The Open Data Center Alliance has produced its first set of “requirements” for the cloud computing industry, hoping to influence technology developers and service providers on the direction of cloud platform and service development.

The alliance is a consortium of more than 280 IT leaders that collectively spend more than $100 billion on IT infrastructure and services. Its intent is to send a message to the cloud industry on how IT professionals are prioritizing their data center and cloud planning.

The first documents produced from the consortium outline eight “Open Data Center Usage Models” that define IT requirements for cloud adoption, along with an overall “Open Data Center Vision for Cloud Computing.” The documents describe innovations the consortium would like to see in automation, common management and policy and solution transparency—developments the group believes will result in wider deployment of cloud platforms and services. The consortium further notes that adoption of the innovations could reduce annual IT costs by $25 billion within five years and unleash more than $50 billion in cloud services opportunities.

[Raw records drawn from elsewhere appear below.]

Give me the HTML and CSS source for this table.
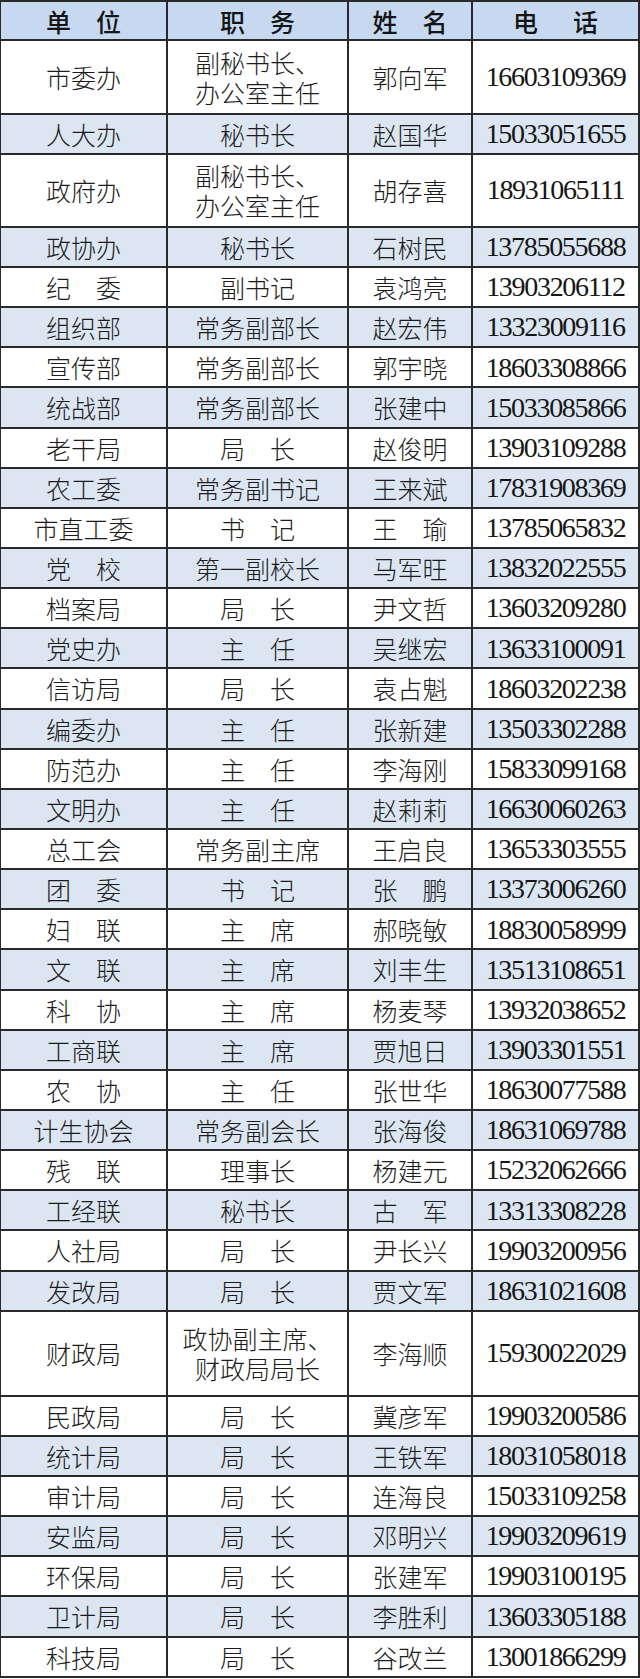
FILE: index.html
```html
<!DOCTYPE html>
<html lang="zh-CN">
<head>
<meta charset="utf-8">
<title>通讯录</title>
<link rel="stylesheet" href="styles.css">
</head>
<body>
<div class="sheet">
  <div class="row head">
    <div class="cell">单　位</div><div class="cell">职　务</div><div class="cell">姓　名</div><div class="cell tel-head">电　话</div>
  </div>
  <div class="row r-74"><div class="cell">市委办</div><div class="cell two">副秘书长、<br>办公室主任</div><div class="cell">郭向军</div><div class="cell num">16603109369</div></div>
  <div class="row blue r-39"><div class="cell">人大办</div><div class="cell">秘书长</div><div class="cell">赵国华</div><div class="cell num">15033051655</div></div>
  <div class="row r-73"><div class="cell">政府办</div><div class="cell two">副秘书长、<br>办公室主任</div><div class="cell">胡存喜</div><div class="cell num">18931065111</div></div>
  <div class="row blue r-41"><div class="cell">政协办</div><div class="cell">秘书长</div><div class="cell">石树民</div><div class="cell num">13785055688</div></div>
  <div class="row"><div class="cell">纪　委</div><div class="cell">副书记</div><div class="cell">袁鸿亮</div><div class="cell num">13903206112</div></div>
  <div class="row blue"><div class="cell">组织部</div><div class="cell">常务副部长</div><div class="cell">赵宏伟</div><div class="cell num">13323009116</div></div>
  <div class="row"><div class="cell">宣传部</div><div class="cell">常务副部长</div><div class="cell">郭宇晓</div><div class="cell num">18603308866</div></div>
  <div class="row blue"><div class="cell">统战部</div><div class="cell">常务副部长</div><div class="cell">张建中</div><div class="cell num">15033085866</div></div>
  <div class="row"><div class="cell">老干局</div><div class="cell">局　长</div><div class="cell">赵俊明</div><div class="cell num">13903109288</div></div>
  <div class="row blue"><div class="cell">农工委</div><div class="cell">常务副书记</div><div class="cell">王来斌</div><div class="cell num">17831908369</div></div>
  <div class="row"><div class="cell">市直工委</div><div class="cell">书　记</div><div class="cell">王　瑜</div><div class="cell num">13785065832</div></div>
  <div class="row blue"><div class="cell">党　校</div><div class="cell">第一副校长</div><div class="cell">马军旺</div><div class="cell num">13832022555</div></div>
  <div class="row"><div class="cell">档案局</div><div class="cell">局　长</div><div class="cell">尹文哲</div><div class="cell num">13603209280</div></div>
  <div class="row blue"><div class="cell">党史办</div><div class="cell">主　任</div><div class="cell">吴继宏</div><div class="cell num">13633100091</div></div>
  <div class="row"><div class="cell">信访局</div><div class="cell">局　长</div><div class="cell">袁占魁</div><div class="cell num">18603202238</div></div>
  <div class="row blue"><div class="cell">编委办</div><div class="cell">主　任</div><div class="cell">张新建</div><div class="cell num">13503302288</div></div>
  <div class="row"><div class="cell">防范办</div><div class="cell">主　任</div><div class="cell">李海刚</div><div class="cell num">15833099168</div></div>
  <div class="row blue"><div class="cell">文明办</div><div class="cell">主　任</div><div class="cell">赵莉莉</div><div class="cell num">16630060263</div></div>
  <div class="row"><div class="cell">总工会</div><div class="cell">常务副主席</div><div class="cell">王启良</div><div class="cell num">13653303555</div></div>
  <div class="row blue"><div class="cell">团　委</div><div class="cell">书　记</div><div class="cell">张　鹏</div><div class="cell num">13373006260</div></div>
  <div class="row"><div class="cell">妇　联</div><div class="cell">主　席</div><div class="cell">郝晓敏</div><div class="cell num">18830058999</div></div>
  <div class="row blue"><div class="cell">文　联</div><div class="cell">主　席</div><div class="cell">刘丰生</div><div class="cell num">13513108651</div></div>
  <div class="row"><div class="cell">科　协</div><div class="cell">主　席</div><div class="cell">杨麦琴</div><div class="cell num">13932038652</div></div>
  <div class="row blue"><div class="cell">工商联</div><div class="cell">主　席</div><div class="cell">贾旭日</div><div class="cell num">13903301551</div></div>
  <div class="row"><div class="cell">农　协</div><div class="cell">主　任</div><div class="cell">张世华</div><div class="cell num">18630077588</div></div>
  <div class="row blue"><div class="cell">计生协会</div><div class="cell">常务副会长</div><div class="cell">张海俊</div><div class="cell num">18631069788</div></div>
  <div class="row"><div class="cell">残　联</div><div class="cell">理事长</div><div class="cell">杨建元</div><div class="cell num">15232062666</div></div>
  <div class="row blue"><div class="cell">工经联</div><div class="cell">秘书长</div><div class="cell">古　军</div><div class="cell num">13313308228</div></div>
  <div class="row"><div class="cell">人社局</div><div class="cell">局　长</div><div class="cell">尹长兴</div><div class="cell num">19903200956</div></div>
  <div class="row blue"><div class="cell">发改局</div><div class="cell">局　长</div><div class="cell">贾文军</div><div class="cell num">18631021608</div></div>
  <div class="row r-85"><div class="cell">财政局</div><div class="cell two">政协副主席、<br>财政局局长</div><div class="cell">李海顺</div><div class="cell num">15930022029</div></div>
  <div class="row"><div class="cell">民政局</div><div class="cell">局　长</div><div class="cell">冀彦军</div><div class="cell num">19903200586</div></div>
  <div class="row blue"><div class="cell">统计局</div><div class="cell">局　长</div><div class="cell">王铁军</div><div class="cell num">18031058018</div></div>
  <div class="row"><div class="cell">审计局</div><div class="cell">局　长</div><div class="cell">连海良</div><div class="cell num">15033109258</div></div>
  <div class="row blue"><div class="cell">安监局</div><div class="cell">局　长</div><div class="cell">邓明兴</div><div class="cell num">19903209619</div></div>
  <div class="row"><div class="cell">环保局</div><div class="cell">局　长</div><div class="cell">张建军</div><div class="cell num">19903100195</div></div>
  <div class="row blue"><div class="cell">卫计局</div><div class="cell">局　长</div><div class="cell">李胜利</div><div class="cell num">13603305188</div></div>
  <div class="row"><div class="cell">科技局</div><div class="cell">局　长</div><div class="cell">谷改兰</div><div class="cell num">13001866299</div></div>
</div>
</body>
</html>
```
FILE: styles.css
```css
html, body {
  margin: 0;
  padding: 0;
  background: #ffffff;
}

.sheet {
  width: 640px;
  box-sizing: border-box;
  border-top: 2px solid #2a2a2a;
  border-left: 1px solid #2a2a2a;
  border-right: 2px solid #2a2a2a;
  font-family: "Noto Sans CJK SC", "Noto Sans", sans-serif;
  font-weight: 300;
  color: #1c1c1c;
  display: flex;
  flex-direction: column;
}

.row {
  display: grid;
  grid-template-columns: 167px 181px 124px 1fr;
  height: 40.15px;
  box-sizing: border-box;
  border-bottom: 2px solid #2a2a2a;
  background: #ffffff;
}

.row.blue {
  background: #dce6f2;
}

.row.head {
  height: 39px;
  background: #c6d9f0;
}

.row.r-74 { height: 74px; }
.row.r-73 { height: 73px; }
.row.r-39 { height: 39.5px; }
.row.r-41 { height: 40.5px; }
.row.r-85 { height: 85px; }

.cell {
  display: flex;
  align-items: center;
  justify-content: center;
  text-align: center;
  box-sizing: border-box;
  border-right: 2px solid #2a2a2a;
  font-size: 25px;
  line-height: 1.2;
  white-space: nowrap;
}

.cell:last-child {
  border-right: 0;
}

.head .cell {
  font-weight: 500;
  color: #151515;
}

.head .tel-head {
  letter-spacing: 5px;
  padding-left: 5px;
}

.cell.two {
  line-height: 30px;
}

.cell.num {
  font-family: "Liberation Serif", "Times New Roman", serif;
  font-weight: 400;
  font-size: 28px;
  letter-spacing: -1.3px;
  color: #161616;
}
```
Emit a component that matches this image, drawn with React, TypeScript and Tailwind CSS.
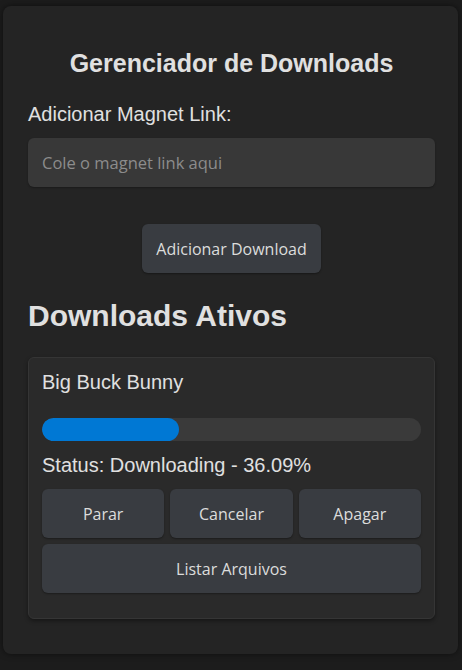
const btn =
  "h-[49px] rounded-md bg-[#393c41] text-[#dcdcdc] text-[16px] font-['Open_Sans',sans-serif] shadow-[0_1px_2px_rgba(0,0,0,0.35)]";

export default function App() {
  const progress = 36.09;

  return (
    <div className="min-h-[670px] w-[462px] bg-[#1c1c1c] pt-[6px] pl-[3px] font-['Liberation_Sans',Arial,sans-serif] text-[#e0e0e0]">
      <div className="w-[455px] h-[648px] rounded-lg bg-[#242424] pl-[25px] pr-[23px] pt-[45px] shadow-[0_0_6px_rgba(0,0,0,0.5)]">
        <h1 className="text-center text-[25px] font-bold leading-[24px]">Gerenciador de Downloads</h1>

        <label className="block mt-[29px] text-[20px] leading-[20px]">Adicionar Magnet Link:</label>
        <input
          type="text"
          placeholder="Cole o magnet link aqui"
          className="mt-[14px] block w-full h-[49px] rounded-md bg-[#383838] px-[14px] text-[16.5px] font-['Open_Sans',sans-serif] text-[#e0e0e0] placeholder:text-[#8c8c8c] outline-none shadow-[0_1px_2px_rgba(0,0,0,0.3)]"
        />

        <div className="flex justify-center mt-[37px]">
          <button className={btn + " w-[179px]"}>Adicionar Download</button>
        </div>

        <h2 className="mt-[27px] text-[30px] font-bold leading-[32px]">Downloads Ativos</h2>

        <div className="mt-[25px] h-[262px] rounded-md border border-[#353535] bg-[#2a2a2a] px-[13px] pt-[13px] shadow-[0_2px_4px_rgba(0,0,0,0.4)]">
          <div className="text-[20px] leading-[22px]">Big Buck Bunny</div>

          <div className="mt-[25px] h-[23px] rounded-full bg-[#3a3a3a] overflow-hidden">
            <div className="h-full rounded-full bg-[#0078d4]" style={{ width: `${progress}%` }} />
          </div>

          <div className="mt-[13px] text-[20px] leading-[22px]">Status: Downloading - {progress}%</div>

          <div className="mt-[13px] grid grid-cols-3 gap-[6px]">
            <button className={btn}>Parar</button>
            <button className={btn}>Cancelar</button>
            <button className={btn}>Apagar</button>
          </div>
          <button className={btn + " mt-[6px] w-full"}>Listar Arquivos</button>
        </div>
      </div>
    </div>
  );
}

Some of the highlights of the published usage models include proposed standard security levels for cloud services; feature, price and performance comparisons across private and public clouds to make decision-making easier; and interoperability standards.

In a blog post on the organization’s website, Adrian Kunzle, managing director and global head of engineering and architecture for JPMorgan Chase, outlines why IT professionals like him are backing the alliance:

By driving the development of requirements for open, industry-standard solutions, the Open Data Center Usage Models have the potential to greatly accelerate the adoption of cloud services, and the efficiency that these services represent to our organizations is the primary reason why leading IT organizations, including JPMC, came together to form the Alliance last fall. Many companies have been standing on the cloud sidelines, watching and waiting for security and other concerns to be addressed. With the expected industry response to our requirements, we can all now get serious about weaving cloud services into our data center computing plans.

The Open Data Center Alliance is collaborating with a number of standards bodies, including the Cloud Security Association, the Distributed Management Task Force, the Organization for the Advancement of Structured Information Standards and the TM Forum’s Enterprise Cloud Leadership Council.